I would just be fascinated by the retro 90s landscape of 3D software and productions.
Typically the general gist of it, would be something this:
• We have this innovative project never done before.
• We have this brand new piece of software never seen before.
• We a 3D person without prior experience.
• We have only a few months to complete the project.
And you get something like this:
[ More or less the gist out of the “how it was made” video. ]
However it goes without saying that everything else was set in place:
• The theme, the lore, the world building, the concept.
• The character designs were curated and perfected.
• Everything got overviewed and reviewed multiple times until perfected.
With this mindset, is very easy to consider that the fundamentals of 3D, are entirely irrelevant to 3D. As for example creating a torus and painting it beige/brown is only a demonstration of technical skill. If you get stuck into creating 20 donuts, or even use geometry nodes, or if you go even further to use gaussian splatting of scanned donuts, you would just not going to make an impact.
Somewhat everybody can fall (or many of us in the past) into this logical fallacy. That learning 3D is the real deal that solves all the problems, but this is only in technical terms.
So in this in this way, I consider that even a beginner can definitely create professional-grade work, only with proper guidance and accurate feedback, after multiple of iterations. So is easy to understand, that is not a matter of “skill” but rather that is a matter of “curating” and “eyeballing”.

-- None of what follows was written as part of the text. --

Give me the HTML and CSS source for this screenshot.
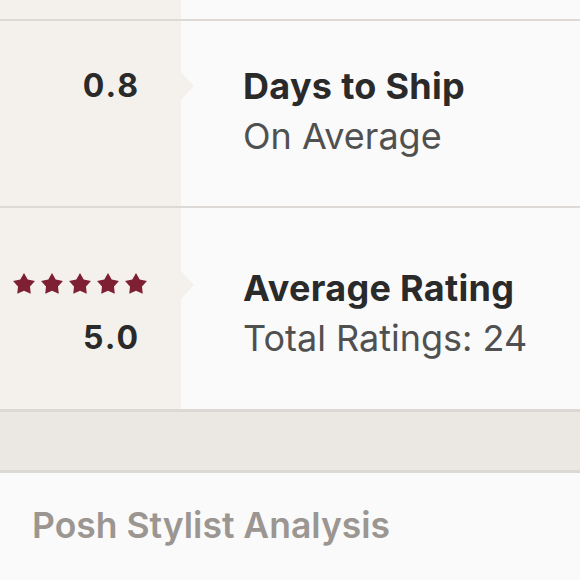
FILE: index.html
```html
<!DOCTYPE html>
<html>
<head>
<meta charset="utf-8">
<link rel="stylesheet" href="styles.css">
</head>
<body>
<div class="stats">
  <div class="row row-stub">
    <div class="left"></div>
    <div class="right"></div>
  </div>
  <div class="row row-ship">
    <div class="left">
      <div class="line num">0.8</div>
      <div class="line"></div>
    </div>
    <div class="right">
      <div class="line title">Days to Ship</div>
      <div class="line sub">On Average</div>
    </div>
  </div>
  <div class="row row-rating">
    <div class="left">
      <div class="line stars">
        <svg class="star" viewBox="0 0 24 24"><path d="M12 1L15.7 7.4L22.94 8.95L17.99 14.45L18.76 21.8L12 18.8L5.24 21.8L6.01 14.45L1.06 8.95L8.3 7.4Z"/></svg>
        <svg class="star" viewBox="0 0 24 24"><path d="M12 1L15.7 7.4L22.94 8.95L17.99 14.45L18.76 21.8L12 18.8L5.24 21.8L6.01 14.45L1.06 8.95L8.3 7.4Z"/></svg>
        <svg class="star" viewBox="0 0 24 24"><path d="M12 1L15.7 7.4L22.94 8.95L17.99 14.45L18.76 21.8L12 18.8L5.24 21.8L6.01 14.45L1.06 8.95L8.3 7.4Z"/></svg>
        <svg class="star" viewBox="0 0 24 24"><path d="M12 1L15.7 7.4L22.94 8.95L17.99 14.45L18.76 21.8L12 18.8L5.24 21.8L6.01 14.45L1.06 8.95L8.3 7.4Z"/></svg>
        <svg class="star" viewBox="0 0 24 24"><path d="M12 1L15.7 7.4L22.94 8.95L17.99 14.45L18.76 21.8L12 18.8L5.24 21.8L6.01 14.45L1.06 8.95L8.3 7.4Z"/></svg>
      </div>
      <div class="line num">5.0</div>
    </div>
    <div class="right">
      <div class="line title">Average Rating</div>
      <div class="line sub">Total Ratings: 24</div>
    </div>
  </div>
</div>
<div class="band"></div>
<div class="analysis">
  <h2 class="analysis-title">Posh Stylist Analysis</h2>
</div>
</body>
</html>
```
FILE: styles.css
```css
html, body {
  margin: 0;
  padding: 0;
  background: #fafafa;
  font-family: Inter, "Liberation Sans", sans-serif;
}

.stats {
  display: flex;
  flex-direction: column;
}

.row {
  display: flex;
}

.row + .row {
  border-top: 2px solid #dcd9d6;
}

.left {
  width: 181px;
  flex: none;
  box-sizing: border-box;
  background: #f4f1ed;
  display: flex;
  flex-direction: column;
  align-items: flex-end;
  padding-right: 43px;
}

.right {
  flex: 1;
  position: relative;
  padding-left: 62px;
  display: flex;
  flex-direction: column;
}

.row-stub {
  height: 19px;
}

.row-ship .left,
.row-ship .right {
  padding-top: 40px;
  padding-bottom: 45px;
}

.row-rating .left,
.row-rating .right {
  padding-top: 55px;
  padding-bottom: 46px;
}

.row-ship .right::before,
.row-rating .right::before {
  content: "";
  position: absolute;
  left: 0;
  width: 0;
  height: 0;
  border-left: 13px solid #f4f1ed;
  border-top: 14px solid transparent;
  border-bottom: 14px solid transparent;
}

.row-ship .right::before {
  top: 51px;
}

.row-rating .right::before {
  top: 63px;
}

.line {
  height: 50px;
  line-height: 50px;
  white-space: nowrap;
}

.num {
  font-size: 32px;
  font-weight: 700;
  letter-spacing: 2px;
  margin-right: -2px;
  color: #2a2a2a;
}

.title {
  font-size: 36px;
  font-weight: 700;
  letter-spacing: 0.3px;
  color: #2a2a2a;
}

.sub {
  font-size: 36px;
  font-weight: 400;
  color: #505050;
}

.stars {
  display: flex;
  align-items: flex-start;
  box-sizing: border-box;
  padding-top: 9px;
  gap: 4px;
  margin-right: -10px;
}

.star {
  width: 24px;
  height: 24px;
  fill: #7e1f33;
}

.band {
  height: 58px;
  background-color: #ebe8e4;
  border-top: 3px solid #dcd8d4;
  border-bottom: 3px solid #dcd8d4;
}

.analysis {
  padding: 33px 32px 0;
}

.analysis-title {
  margin: 0;
  font-size: 35.5px;
  line-height: 40px;
  font-weight: 600;
  color: #9b9691;
}
```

I consider that at this time and age (the last 20 years or so), that people have become too technical in their mindset, and this caused huge “monolithic” approach to learning as well as to working. Even if for example some would say that AI fixes the creativity problem, you would still have a problem with “curation” and “nuanced approach”, AI is just speeding up things.
As for example with this type of thinking, if you get a game like Concord that it was autogenerated. I doubt that getting 100^2 additional iterations of it would fix anything. You would just go in circles and wasting time.